--- Material ---
* * * * * * * * *
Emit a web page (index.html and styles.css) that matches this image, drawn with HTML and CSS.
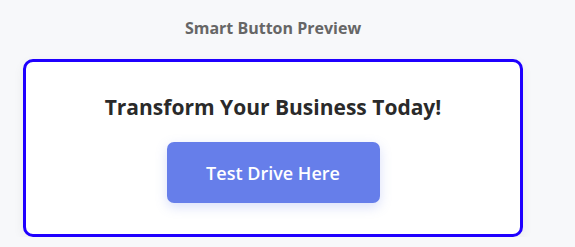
FILE: index.html
```html
<!DOCTYPE html>
<html lang="en">
<head>
    <meta charset="UTF-8">
    <title>Smart Button Preview</title>
    <link rel="stylesheet" href="styles.css">
</head>
<body>
    <div class="preview">
        <h3 class="preview-title">Smart Button Preview</h3>
        <div class="preview-card">
            <h2 class="card-heading">Transform Your Business Today!</h2>
            <button class="smart-btn">Test Drive Here</button>
        </div>
    </div>
</body>
</html>
```
FILE: styles.css
```css
body {
    margin: 0;
    font-family: "Open Sans", "Noto Sans", sans-serif;
    background-color: #f7f8fa;
    color: #222;
}

.preview {
    width: 500px;
    margin-left: 23px;
    padding-top: 17px;
}

.preview-title {
    margin: 0 0 20px;
    text-align: center;
    font-size: 16px;
    font-weight: 700;
    color: #666;
}

.preview-card {
    background-color: white;
    border: 3px solid #1f00ff;
    border-radius: 10px;
    padding: 31px 20px 31px;
    text-align: center;
    box-shadow: 0 4px 12px rgba(0, 0, 0, 0.06);
}

.card-heading {
    margin: 0 0 21px;
    font-size: 21px;
    font-weight: 700;
    color: #2a2a2a;
}

.smart-btn {
    width: 213px;
    height: 61px;
    border: none;
    border-radius: 7px;
    background-color: #667eea;
    color: white;
    font-family: "Open Sans", sans-serif;
    font-size: 18px;
    font-weight: 600;
    cursor: pointer;
    box-shadow: 0 4px 12px rgba(102, 126, 234, 0.25);
}
```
* * * * * * * * *
--- What you will do ---
Go through the listing above and write it all out exactly, leaving out any picture.

--- Task response ---
Emit a web page (index.html and styles.css) that matches this image, drawn with HTML and CSS.
FILE: index.html
```html
<!DOCTYPE html>
<html lang="en">
<head>
    <meta charset="UTF-8">
    <title>Smart Button Preview</title>
    <link rel="stylesheet" href="styles.css">
</head>
<body>
    <div class="preview">
        <h3 class="preview-title">Smart Button Preview</h3>
        <div class="preview-card">
            <h2 class="card-heading">Transform Your Business Today!</h2>
            <button class="smart-btn">Test Drive Here</button>
        </div>
    </div>
</body>
</html>
```
FILE: styles.css
```css
body {
    margin: 0;
    font-family: "Open Sans", "Noto Sans", sans-serif;
    background-color: #f7f8fa;
    color: #222;
}

.preview {
    width: 500px;
    margin-left: 23px;
    padding-top: 17px;
}

.preview-title {
    margin: 0 0 20px;
    text-align: center;
    font-size: 16px;
    font-weight: 700;
    color: #666;
}

.preview-card {
    background-color: white;
    border: 3px solid #1f00ff;
    border-radius: 10px;
    padding: 31px 20px 31px;
    text-align: center;
    box-shadow: 0 4px 12px rgba(0, 0, 0, 0.06);
}

.card-heading {
    margin: 0 0 21px;
    font-size: 21px;
    font-weight: 700;
    color: #2a2a2a;
}

.smart-btn {
    width: 213px;
    height: 61px;
    border: none;
    border-radius: 7px;
    background-color: #667eea;
    color: white;
    font-family: "Open Sans", sans-serif;
    font-size: 18px;
    font-weight: 600;
    cursor: pointer;
    box-shadow: 0 4px 12px rgba(102, 126, 234, 0.25);
}
```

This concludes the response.